The Device Controller works like an interface between a device
and a device driver. I/O units (Keyboard, mouse, printer, etc.) typically
consist of a mechanical component and an electronic component where electronic
component is called the device controller.
There is always a device controller and a device driver for each
device to communicate with the Operating Systems. A device controller may be
able to handle multiple devices. As an interface its main task is to convert
serial bit stream to block of bytes, perform error correction as necessary.
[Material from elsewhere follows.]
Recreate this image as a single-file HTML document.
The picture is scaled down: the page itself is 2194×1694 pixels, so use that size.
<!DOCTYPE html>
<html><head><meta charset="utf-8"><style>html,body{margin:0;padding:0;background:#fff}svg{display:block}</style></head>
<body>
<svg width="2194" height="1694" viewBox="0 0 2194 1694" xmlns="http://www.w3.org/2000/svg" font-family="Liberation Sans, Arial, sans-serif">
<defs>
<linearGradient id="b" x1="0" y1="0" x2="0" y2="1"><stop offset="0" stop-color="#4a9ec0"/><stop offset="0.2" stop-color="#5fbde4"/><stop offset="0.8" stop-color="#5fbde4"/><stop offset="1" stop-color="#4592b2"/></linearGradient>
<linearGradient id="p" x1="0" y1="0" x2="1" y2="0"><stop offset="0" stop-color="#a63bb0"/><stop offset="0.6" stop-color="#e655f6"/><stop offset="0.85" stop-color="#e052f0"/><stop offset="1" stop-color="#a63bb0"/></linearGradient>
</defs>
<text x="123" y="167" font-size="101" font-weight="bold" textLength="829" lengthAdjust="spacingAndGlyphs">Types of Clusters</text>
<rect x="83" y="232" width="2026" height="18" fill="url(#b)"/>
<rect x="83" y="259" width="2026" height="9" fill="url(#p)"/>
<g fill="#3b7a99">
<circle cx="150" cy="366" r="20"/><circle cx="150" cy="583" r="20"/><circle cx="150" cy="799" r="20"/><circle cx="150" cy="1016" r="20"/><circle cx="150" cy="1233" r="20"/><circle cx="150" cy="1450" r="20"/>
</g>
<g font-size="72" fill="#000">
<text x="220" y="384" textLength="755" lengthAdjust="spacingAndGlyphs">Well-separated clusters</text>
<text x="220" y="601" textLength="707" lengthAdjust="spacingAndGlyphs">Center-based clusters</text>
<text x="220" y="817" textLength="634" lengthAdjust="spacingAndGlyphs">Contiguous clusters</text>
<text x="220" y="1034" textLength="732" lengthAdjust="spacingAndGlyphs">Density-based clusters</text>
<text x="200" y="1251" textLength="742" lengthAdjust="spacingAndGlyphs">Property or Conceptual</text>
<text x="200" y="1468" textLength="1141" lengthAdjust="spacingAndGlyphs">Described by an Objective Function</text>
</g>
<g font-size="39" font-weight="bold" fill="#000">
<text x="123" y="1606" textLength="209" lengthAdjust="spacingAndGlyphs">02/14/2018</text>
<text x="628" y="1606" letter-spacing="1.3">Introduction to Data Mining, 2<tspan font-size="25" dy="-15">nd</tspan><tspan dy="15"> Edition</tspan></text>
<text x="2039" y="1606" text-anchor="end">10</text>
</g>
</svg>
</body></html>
Any device connected to the computer is connected by a plug and
socket, and the socket is connected to a device controller. Following is a
model for connecting the CPU, memory, controllers, and I/O devices where CPU
and device controllers all use a common bus for communication.
Synchronous vs
asynchronous I/O
· Synchronous
I/O − In this scheme CPU execution waits while I/O proceeds
· Asynchronous
I/O − I/O proceeds concurrently with CPU execution
Communication to I/O
Devices
The CPU must have a way to pass information to and from an I/O
device. There are three approaches available to communicate with the CPU and
Device.
- Special
Instruction I/O
- Memory-mapped
I/O
- Direct memory
access (DMA)
Special Instruction I/O
This uses CPU instructions that are specifically made for
controlling I/O devices. These instructions typically allow data to be sent to
an I/O device or read from an I/O device.
Memory-mapped I/O
When using memory-mapped I/O, the same address space is shared
by memory and I/O devices. The device is connected directly to certain main
memory locations so that I/O device can transfer block of data to/from memory
without going through CPU.
While using memory mapped IO, OS allocates buffer in memory and
informs I/O device to use that buffer to send data to the CPU. I/O device
operates asynchronously with CPU, interrupts CPU when finished.
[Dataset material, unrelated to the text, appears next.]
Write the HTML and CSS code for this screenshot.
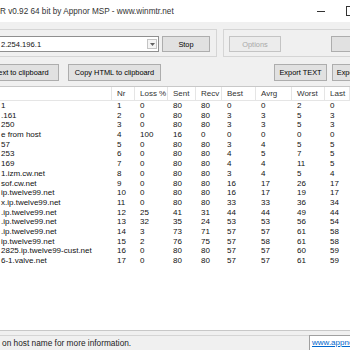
FILE: index.html
```html
<!DOCTYPE html>
<html lang="en">
<head>
  <meta charset="UTF-8" />
  <title>WinMTR</title>
  <link rel="stylesheet" href="styles.css">
</head>
<body>
  <div class="window">
    <div class="titlebar">
      <span class="title">R v0.92 64 bit by Appnor MSP - www.winmtr.net</span>
      <span class="min"></span>
      <span class="max"></span>
    </div>

    <!-- Host + start/stop, options -->
    <div class="toolbar">
      <div class="group host-group">
        <div class="combo">
          <span class="combo-text">2.254.196.1</span>
          <span class="combo-arrow">
            <svg width="5" height="3" viewBox="0 0 5 3"><path d="M0 0 L5 0 L2.5 3 Z" fill="#606060"/></svg>
          </span>
        </div>
        <button class="btn stop">Stop</button>
      </div>
      <div class="group opt-group">
        <button class="btn options" disabled>Options</button>
        <button class="btn exit">Exit</button>
      </div>
    </div>

    <div class="actions">
      <button class="btn copy-text">Copy Text to clipboard</button>
      <button class="btn copy-html">Copy HTML to clipboard</button>
      <button class="btn export-text">Export TEXT</button>
      <button class="btn export-html">Export HTML</button>
    </div>

    <!-- Trace list -->
    <div class="listview">
      <div class="lv-header">
        <span></span>
        <span>Nr</span>
        <span>Loss %</span>
        <span>Sent</span>
        <span>Recv</span>
        <span>Best</span>
        <span>Avrg</span>
        <span>Worst</span>
        <span>Last</span>
        <span></span>
      </div>
      <div id="rows"></div>
    </div>

    <div class="statusbar">
      <div class="status-text">Double click on host name for more information.</div>
      <div class="status-link"><a href="#">www.appnor.com</a></div>
    </div>
  </div>

  <script>
    const hops = [
      ["1", 1, 0, 80, 80, 0, 0, 2, 0],
      [".161", 2, 0, 80, 80, 3, 3, 5, 3],
      ["250", 3, 0, 80, 80, 3, 3, 5, 3],
      ["e from host", 4, 100, 16, 0, 0, 0, 0, 0],
      ["57", 5, 0, 80, 80, 3, 4, 5, 5],
      ["253", 6, 0, 80, 80, 4, 5, 7, 5],
      ["169", 7, 0, 80, 80, 4, 4, 11, 5],
      ["1.izm.cw.net", 8, 0, 80, 80, 3, 4, 5, 4],
      ["sof.cw.net", 9, 0, 80, 80, 16, 17, 26, 17],
      ["ip.twelve99.net", 10, 0, 80, 80, 16, 17, 19, 17],
      ["x.ip.twelve99.net", 11, 0, 80, 80, 33, 33, 36, 34],
      [".ip.twelve99.net", 12, 25, 41, 31, 44, 44, 49, 44],
      [".ip.twelve99.net", 13, 32, 35, 24, 53, 53, 56, 54],
      [".ip.twelve99.net", 14, 3, 73, 71, 57, 57, 61, 58],
      ["ip.twelve99.net", 15, 2, 76, 75, 57, 58, 61, 58],
      ["2825.ip.twelve99-cust.net", 16, 0, 80, 80, 57, 57, 60, 59],
      ["6-1.valve.net", 17, 0, 80, 80, 57, 57, 61, 59]
    ];

    document.getElementById("rows").innerHTML = hops.map(h => `
      <div class="lv-row">${h.map(v => `<span>${v}</span>`).join('')}<span></span></div>
    `).join('');
  </script>
</body>
</html>
```

FILE: styles.css
```css
body {
  margin: 0;
  font-family: "Liberation Sans", Arial, sans-serif;
  background-color: #f0f0f0;
  overflow: hidden;
}

.window {
  width: 350px;
  height: 350px;
  display: flex;
  flex-direction: column;
  overflow: hidden;
}

.titlebar {
  height: 22px;
  flex-shrink: 0;
  background: #fff;
  display: flex;
  align-items: center;
}

.title {
  flex: 1;
  font-size: 8.2px;
  color: #333;
  white-space: nowrap;
}

.min {
  width: 8px;
  height: 1px;
  background: #333;
  margin-right: 21px;
  flex-shrink: 0;
}

.max {
  width: 8px;
  height: 8px;
  border: 1px solid #333;
  margin-right: -6px;
  flex-shrink: 0;
}

.btn {
  font-family: "Liberation Sans", Arial, sans-serif;
  font-size: 7.4px;
  color: #000;
  background-color: #e1e1e1;
  border: 1px solid #adadad;
  padding: 0;
  height: 16px;
  flex-shrink: 0;
  white-space: nowrap;
}

.toolbar {
  display: flex;
  gap: 6px;
  margin-top: 7px;
  margin-left: -10px;
  flex-shrink: 0;
}

.group {
  display: flex;
  align-items: flex-start;
  border: 1px solid #d5d5d5;
  padding: 6px 6px 4px 4px;
  height: 16px;
  box-sizing: content-box;
  flex-shrink: 0;
}

.host-group {
  width: 215px;
  gap: 3px;
}

.opt-group {
  width: 160px;
  padding-left: 5px;
  gap: 50px;
}

.combo {
  width: 164px;
  height: 16px;
  box-sizing: border-box;
  background: #fff;
  border: 1px solid #8f8f8f;
  display: flex;
  align-items: center;
  justify-content: space-between;
  padding: 0 1px 0 5px;
}

.combo-text {
  font-size: 7.6px;
  color: #111;
}

.combo-arrow {
  width: 10px;
  height: 10px;
  box-sizing: border-box;
  border: 1px solid #c4c4c4;
  background: #f4f4f4;
  display: flex;
  align-items: center;
  justify-content: center;
}

.stop {
  width: 48px;
}

.options {
  width: 52px;
  background-color: #ececec;
  border-color: #c4c4c4;
  color: #a8a8a8;
}

.exit {
  width: 70px;
}

.actions {
  display: flex;
  gap: 9px;
  margin-top: 7px;
  margin-left: -35px;
  flex-shrink: 0;
}

.actions .btn {
  height: 17px;
}

.copy-text {
  width: 94px;
}

.copy-html {
  width: 93px;
}

.export-text {
  width: 53px;
  margin-left: 104px;
}

.export-html {
  width: 53px;
  margin-left: -4px;
}

.listview {
  margin-top: 5px;
  margin-left: -10px;
  width: 380px;
  height: 245px;
  flex-shrink: 0;
  box-sizing: border-box;
  background: #fff;
  border: 1px solid #c8c8c8;
  font-size: 8px;
}

.lv-header,
.lv-row {
  display: grid;
  grid-template-columns: 121px 23px 33px 28px 26px 34px 36px 33px 25px 1fr;
}

.lv-header {
  height: 13px;
  line-height: 13px;
  border-bottom: 1px solid #e5e5e5;
  color: #333;
}

.lv-header span {
  border-right: 1px solid #e5e5e5;
  padding-left: 5px;
  white-space: nowrap;
  overflow: hidden;
}

.lv-row {
  height: 9.7px;
  line-height: 9.7px;
  color: #111;
}

.lv-row span {
  padding-left: 5px;
  white-space: nowrap;
  overflow: hidden;
}

.lv-row span:first-child {
  padding-left: 10px;
}

.statusbar {
  margin-top: auto;
  height: 15px;
  display: flex;
  flex-shrink: 0;
}

.status-text {
  flex: 1;
  margin-left: -45px;
  border-top: 1px solid #d5d5d5;
  font-size: 8.3px;
  line-height: 14px;
  color: #222;
  white-space: nowrap;
}

.status-link {
  width: 38px;
  border-top: 1px solid #a0a0a0;
  border-left: 1px solid #a0a0a0;
  background: #fff;
  font-size: 8px;
  line-height: 13px;
  padding-left: 2px;
  white-space: nowrap;
  overflow: hidden;
}

.status-link a {
  color: #0066cc;
}
```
The advantage to this method is that every instruction which can
access memory can be used to manipulate an I/O device. Memory mapped IO is used
for most high-speed I/O devices like disks, communication interfaces.
Direct Memory Access
(DMA)
Slow devices like keyboards will generate an interrupt to the
main CPU after each byte is transferred. If a fast device such as a disk
generated an interrupt for each byte, the operating system would spend most of
its time handling these interrupts. So a typical computer uses direct memory
access (DMA) hardware to reduce this overhead.
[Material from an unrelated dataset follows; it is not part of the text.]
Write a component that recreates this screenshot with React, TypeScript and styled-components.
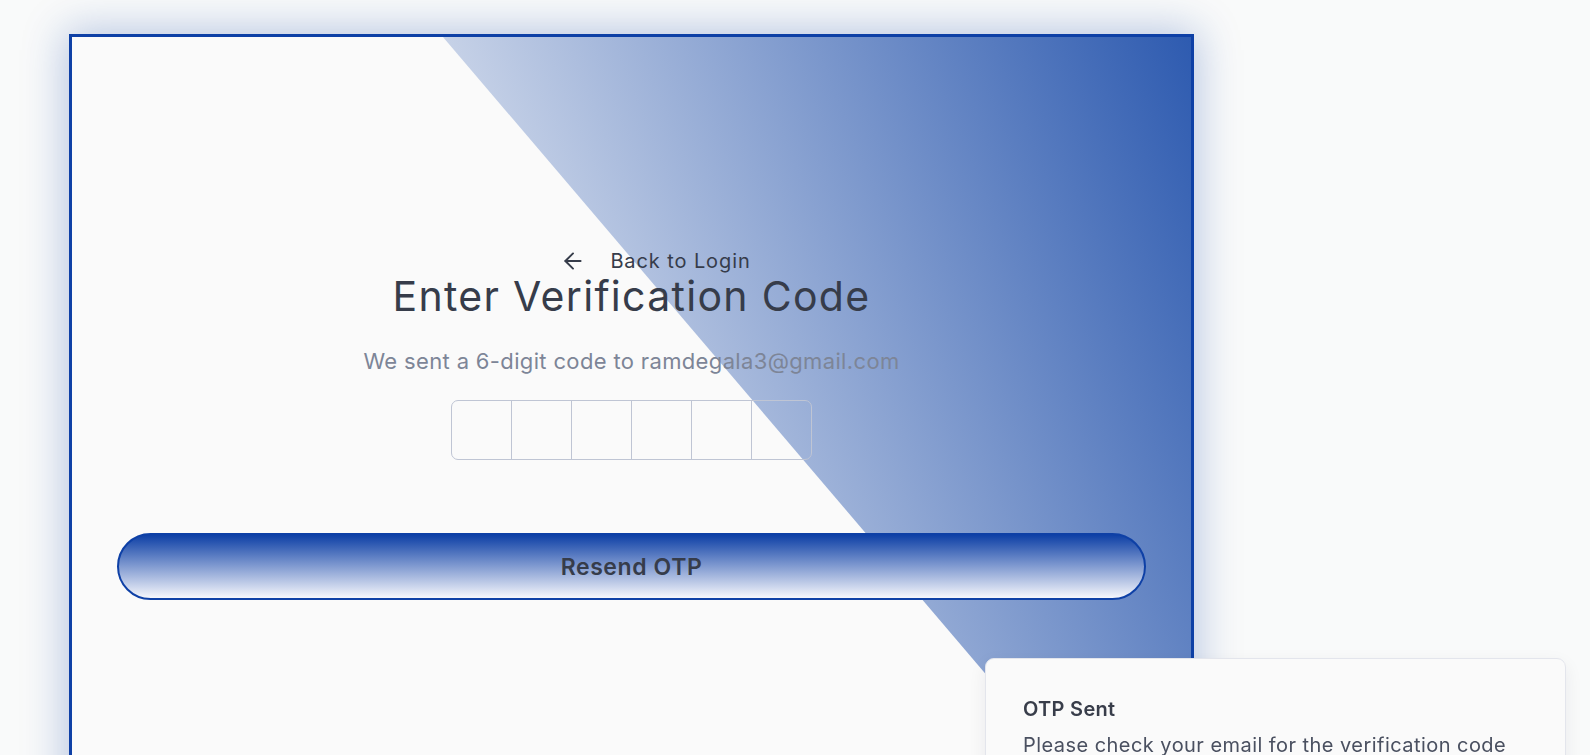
import React from "react";
import styled, { createGlobalStyle } from "styled-components";

const GlobalStyle = createGlobalStyle`
  html, body {
    margin: 0;
    padding: 0;
    background: #f9fafa;
    overflow: hidden;
    font-family: "Inter", "Liberation Sans", sans-serif;
  }
  * { box-sizing: border-box; }
`;

const Page = styled.main`
  display: grid;
  grid-template-columns: 1125px 1fr;
  padding: 34px 0 0 69px;
  min-height: 100vh;
`;

const Card = styled.section`
  position: relative;
  height: 884px;
  border: 3px solid #0e40a6;
  background: #fafafa;
  box-shadow: 0 0 40px 4px rgba(14, 64, 166, 0.28);
  overflow: hidden;
`;

const Diagonal = styled.div`
  position: absolute;
  top: 0;
  right: 0;
  bottom: 0;
  width: 66.85%;
  clip-path: polygon(0 0, 100% 0, 100% 100%);
  background: linear-gradient(68deg, #fafafa 9%, #2e5bb0 100%);
  pointer-events: none;
`;

const Content = styled.div`
  position: relative;
  z-index: 1;
  display: flex;
  flex-direction: column;
  align-items: center;
  padding: 212px 45px 0;
`;

const BackRow = styled.div`
  display: flex;
  justify-content: center;
  width: 100%;
`;

const BackLink = styled.a`
  display: flex;
  align-items: center;
  gap: 24px;
  margin-left: 48px;
  height: 24px;
  color: #363c4a;
  font-size: 20px;
  letter-spacing: 0.9px;
  text-decoration: none;
  cursor: pointer;
`;

const Title = styled.h1`
  margin: 0;
  font-size: 41px;
  line-height: 1.15;
  font-weight: 400;
  letter-spacing: 1.3px;
  color: #363c4a;
`;

const Subtitle = styled.p`
  margin: 25px 0 0;
  font-size: 22px;
  line-height: 1.5;
  color: #7d8597;
  letter-spacing: 0.35px;
`;

const OtpGroup = styled.div`
  display: flex;
  margin-top: 22px;
`;

const OtpBox = styled.input`
  width: 61px;
  height: 60px;
  margin: 0 0 0 -1px;
  padding: 0;
  border: 1px solid #bfc5d4;
  background: transparent;
  text-align: center;
  font-size: 24px;
  color: #363c4a;
  outline: none;
  &:first-child {
    margin-left: 0;
    border-radius: 7px 0 0 7px;
  }
  &:last-child {
    border-radius: 0 7px 7px 0;
  }
`;

const ResendButton = styled.button`
  margin-top: 73px;
  width: 100%;
  height: 67px;
  border: 2px solid #0e40a6;
  border-radius: 999px;
  background: linear-gradient(to bottom, #0e40a6 0%, #f6f7fc 100%);
  color: #363c4a;
  font-family: "Inter", "Liberation Sans", sans-serif;
  font-size: 23px;
  font-weight: 600;
  letter-spacing: 0.6px;
  cursor: pointer;
`;

const Toast = styled.div`
  position: fixed;
  top: 658px;
  right: 24px;
  width: 581px;
  padding: 36px 37px;
  background: #fafafa;
  border: 1px solid #e3e5ec;
  border-radius: 9px;
  box-shadow: 0 6px 18px rgba(20, 30, 60, 0.07);
  display: flex;
  flex-direction: column;
  gap: 8px;
`;

const ToastTitle = styled.div`
  font-size: 20px;
  line-height: 28px;
  font-weight: 600;
  letter-spacing: 0.3px;
  color: #383d4a;
`;

const ToastBody = styled.div`
  font-size: 20px;
  line-height: 28px;
  font-weight: 400;
  color: #4a5060;
  letter-spacing: 0.45px;
`;

const ArrowIcon = () => (
  <svg width="26" height="26" viewBox="0 0 24 24" fill="none" stroke="currentColor" strokeWidth="1.8" strokeLinecap="round" strokeLinejoin="round">
    <path d="m12 19-7-7 7-7" />
    <path d="M19 12H5" />
  </svg>
);

export default function App() {
  return (
    <>
      <GlobalStyle />
      <Page>
        <Card>
          <Diagonal />
          <Content>
            <BackRow>
              <BackLink>
                <ArrowIcon />
                <span>Back to Login</span>
              </BackLink>
            </BackRow>
            <Title>Enter Verification Code</Title>
            <Subtitle>We sent a 6-digit code to ramdegala3@gmail.com</Subtitle>
            <OtpGroup>
              {[0, 1, 2, 3, 4, 5].map((i) => (
                <OtpBox key={i} maxLength={1} inputMode="numeric" aria-label={`Digit ${i + 1}`} />
              ))}
            </OtpGroup>
            <ResendButton>Resend OTP</ResendButton>
          </Content>
        </Card>
      </Page>
      <Toast>
        <ToastTitle>OTP Sent</ToastTitle>
        <ToastBody>Please check your email for the verification code</ToastBody>
      </Toast>
    </>
  );
}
Direct Memory Access (DMA) means CPU grants I/O module authority
to read from or write to memory without involvement. DMA module itself controls
exchange of data between main memory and the I/O device. CPU is only involved
at the beginning and end of the transfer and interrupted only after entire
block has been transferred.
Direct Memory Access needs a special hardware called DMA controller
(DMAC) that manages the data transfers and arbitrates access to the system bus.
The controllers are programmed with source and destination pointers (where to
read/write the data), counters to track the number of transferred bytes, and
settings, which includes I/O and memory types, interrupts and states for the
CPU cycles.
The operating system uses the DMA hardware as follows −
Step
|
Description
|
1
|
Device driver is instructed to transfer disk data to a buffer
address X.
|
2
|
Device driver then instruct disk controller to transfer data
to buffer.
|
3
|
Disk controller starts DMA transfer.
|
4
|
Disk controller sends each byte to DMA controller.
|
5
|
DMA controller transfers bytes to buffer, increases the memory
address, decreases the counter C until C becomes zero.
|
6
|
When C becomes zero, DMA interrupts CPU to signal transfer
completion.
|
Polling vs Interrupts
I/O
A computer must have a way of detecting the arrival of any type
of input. There are two ways that this can happen, known as polling and interrupts.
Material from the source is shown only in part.